The Jesuits have signally failed to convince the world that the type
of character produced by their system is worthy of admiration. The
“sacrifice of the intellect”—a familiar watchword of the Jesuit—is
far too high a price to pay for whatever benefits the discipline may
confer. It is contrary to human nature, and hence to the divine
intention, to keep a human soul in a state of subordination to another
human will. As Von Hoensbroech says of the society: “Who gave it a
right to break down that most precious possession of the individual
being, which God gave, and which man has no authority to take away?”
It is true that no human organization has so magnificently brought
to perfection a unity of purpose and oneness of will. It is also true
that a spirit of defiance toward human authority is often accompanied
by a disobedience of divine law.
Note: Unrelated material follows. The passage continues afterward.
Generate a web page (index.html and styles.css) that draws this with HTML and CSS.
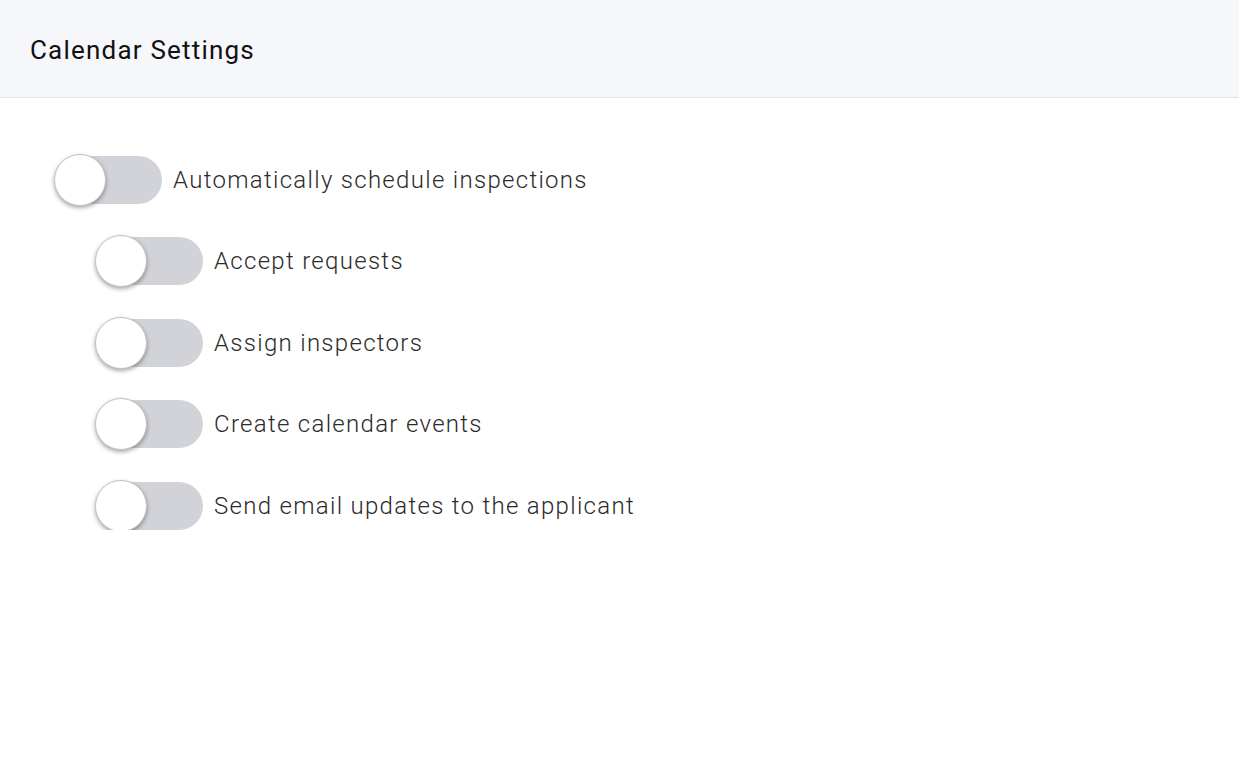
FILE: index.html
```html
<!DOCTYPE html>
<html lang="en">
<head>
  <meta charset="UTF-8" />
  <title>Calendar Settings</title>
  <link rel="stylesheet" href="styles.css">
</head>
<body>
  <header class="page-header">
    <h1>Calendar Settings</h1>
  </header>

  <main class="settings">
    <label class="setting">
      <input type="checkbox" class="switch-input">
      <span class="switch"><span class="knob"></span></span>
      <span class="setting-label">Automatically schedule inspections</span>
    </label>

    <div class="sub-settings">
      <label class="setting">
        <input type="checkbox" class="switch-input">
        <span class="switch"><span class="knob"></span></span>
        <span class="setting-label">Accept requests</span>
      </label>
      <label class="setting">
        <input type="checkbox" class="switch-input">
        <span class="switch"><span class="knob"></span></span>
        <span class="setting-label">Assign inspectors</span>
      </label>
      <label class="setting">
        <input type="checkbox" class="switch-input">
        <span class="switch"><span class="knob"></span></span>
        <span class="setting-label">Create calendar events</span>
      </label>
      <label class="setting">
        <input type="checkbox" class="switch-input">
        <span class="switch"><span class="knob"></span></span>
        <span class="setting-label">Send email updates to the applicant</span>
      </label>
    </div>
  </main>
</body>
</html>
```

FILE: styles.css
```css
body {
  margin: 0;
  background: #fff;
  color: #2b2b2b;
  font-family: Roboto, "Liberation Sans", sans-serif;
}
.page-header {
  height: 98px;
  background: #f6f7fb;
  border-bottom: 1px solid #e3e4e8;
  display: flex;
  align-items: center;
  padding: 2px 30px 0;
  box-sizing: border-box;
}
.page-header h1 {
  margin: 0;
  font-size: 26px;
  font-weight: 400;
  letter-spacing: 1.2px;
  color: #111;
}
.settings {
  padding: 58px 0 0 54px;
  display: flex;
  flex-direction: column;
  gap: 33px;
}
.sub-settings {
  padding-left: 41px;
  display: flex;
  flex-direction: column;
  gap: 33.5px;
}
.setting {
  display: flex;
  align-items: center;
  gap: 11px;
  cursor: pointer;
}
.switch-input {
  display: none;
}
.switch {
  position: relative;
  width: 108px;
  height: 48px;
  flex: none;
}
.switch::before {
  content: "";
  position: absolute;
  left: 4px;
  right: 0;
  top: 0;
  bottom: 0;
  background: #d1d3d9;
  border-radius: 24px;
}
.knob {
  position: absolute;
  left: 0;
  top: -2px;
  width: 52px;
  height: 52px;
  border-radius: 50%;
  background: #fff;
  border: 1px solid #c4c4c4;
  box-sizing: border-box;
  box-shadow: 0 2px 4px rgba(0, 0, 0, 0.35);
}
.switch-input:checked + .switch::before {
  background: #4a7cf3;
}
.switch-input:checked + .switch .knob {
  left: 56px;
}
.setting-label {
  font-size: 24px;
  font-weight: 300;
  color: #2b2b2b;
  letter-spacing: 1.3px;
}
```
But the remedy for the abuses of human
freedom is neither in the annihilation of the will itself, nor in its
mere subjection to some other will irrespective of its moral character.
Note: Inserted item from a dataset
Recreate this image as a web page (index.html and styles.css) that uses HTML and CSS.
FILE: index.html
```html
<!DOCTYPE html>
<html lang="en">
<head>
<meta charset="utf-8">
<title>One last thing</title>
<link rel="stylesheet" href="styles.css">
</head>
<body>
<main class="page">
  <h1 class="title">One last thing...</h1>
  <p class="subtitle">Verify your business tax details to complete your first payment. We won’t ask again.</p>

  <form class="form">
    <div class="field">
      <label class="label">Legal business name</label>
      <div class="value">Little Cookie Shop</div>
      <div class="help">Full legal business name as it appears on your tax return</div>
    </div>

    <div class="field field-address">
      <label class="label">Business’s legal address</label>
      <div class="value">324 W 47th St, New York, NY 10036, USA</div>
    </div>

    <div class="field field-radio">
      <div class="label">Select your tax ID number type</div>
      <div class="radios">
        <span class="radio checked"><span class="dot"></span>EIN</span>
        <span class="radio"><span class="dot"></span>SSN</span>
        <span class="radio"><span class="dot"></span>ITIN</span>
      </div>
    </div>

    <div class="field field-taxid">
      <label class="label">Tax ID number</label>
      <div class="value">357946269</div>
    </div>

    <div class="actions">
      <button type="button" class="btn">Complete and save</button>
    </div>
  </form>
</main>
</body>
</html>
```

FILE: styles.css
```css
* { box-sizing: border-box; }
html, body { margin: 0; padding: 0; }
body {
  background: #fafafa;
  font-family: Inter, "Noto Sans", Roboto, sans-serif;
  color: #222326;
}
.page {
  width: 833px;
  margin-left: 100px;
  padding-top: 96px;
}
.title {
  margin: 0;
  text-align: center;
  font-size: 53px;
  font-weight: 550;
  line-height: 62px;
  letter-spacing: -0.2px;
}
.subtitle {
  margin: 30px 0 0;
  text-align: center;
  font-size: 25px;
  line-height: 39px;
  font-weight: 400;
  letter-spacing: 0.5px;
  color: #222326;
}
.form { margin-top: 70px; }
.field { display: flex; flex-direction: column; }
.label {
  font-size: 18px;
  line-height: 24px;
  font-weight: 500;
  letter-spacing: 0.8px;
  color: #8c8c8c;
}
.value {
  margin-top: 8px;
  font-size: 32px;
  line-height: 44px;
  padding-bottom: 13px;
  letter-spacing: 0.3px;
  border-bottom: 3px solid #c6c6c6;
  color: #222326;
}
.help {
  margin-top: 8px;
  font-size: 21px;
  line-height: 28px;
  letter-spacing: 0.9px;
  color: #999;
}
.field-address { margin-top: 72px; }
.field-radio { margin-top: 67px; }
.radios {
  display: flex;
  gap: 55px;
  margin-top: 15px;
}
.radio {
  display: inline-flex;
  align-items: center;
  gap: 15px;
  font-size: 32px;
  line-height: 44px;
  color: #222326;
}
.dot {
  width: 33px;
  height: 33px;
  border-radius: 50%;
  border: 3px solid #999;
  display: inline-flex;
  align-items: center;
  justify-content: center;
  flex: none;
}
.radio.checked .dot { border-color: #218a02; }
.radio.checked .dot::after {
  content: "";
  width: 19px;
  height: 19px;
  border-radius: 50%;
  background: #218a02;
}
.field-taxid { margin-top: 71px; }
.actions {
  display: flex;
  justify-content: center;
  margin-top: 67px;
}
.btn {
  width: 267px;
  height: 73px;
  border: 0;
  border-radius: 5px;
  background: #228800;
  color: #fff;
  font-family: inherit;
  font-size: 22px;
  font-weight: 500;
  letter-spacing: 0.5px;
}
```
Carlyle may have been too vehement in some of his censures of
Jesuitism, but he certainly exposed the fallaciousness of Loyola's
views concerning the value of mere obedience, at the same time justly
rebuking the too ardent admirers of the perverted principle: “I hear
much also of 'obedience,' how that and kindred virtues are prescribed
and exemplified by Jesuitism; the truth of which, and the merit of
which, far be it from me to deny.... Obedience is good and
indispensable: but if it be obedience to what is wrong and false, good
heavens, there is no name for such a depth of human cowardice and
calamity, spurned everlastingly by the gods. Loyalty? Will you be loyal
to Beelzebub? Will you 'make a covenant with Death and Hell'? I will
not be loyal to Beelzebub; I will become a nomadic Choctaw rather, ...
anything and everything is venial to that.”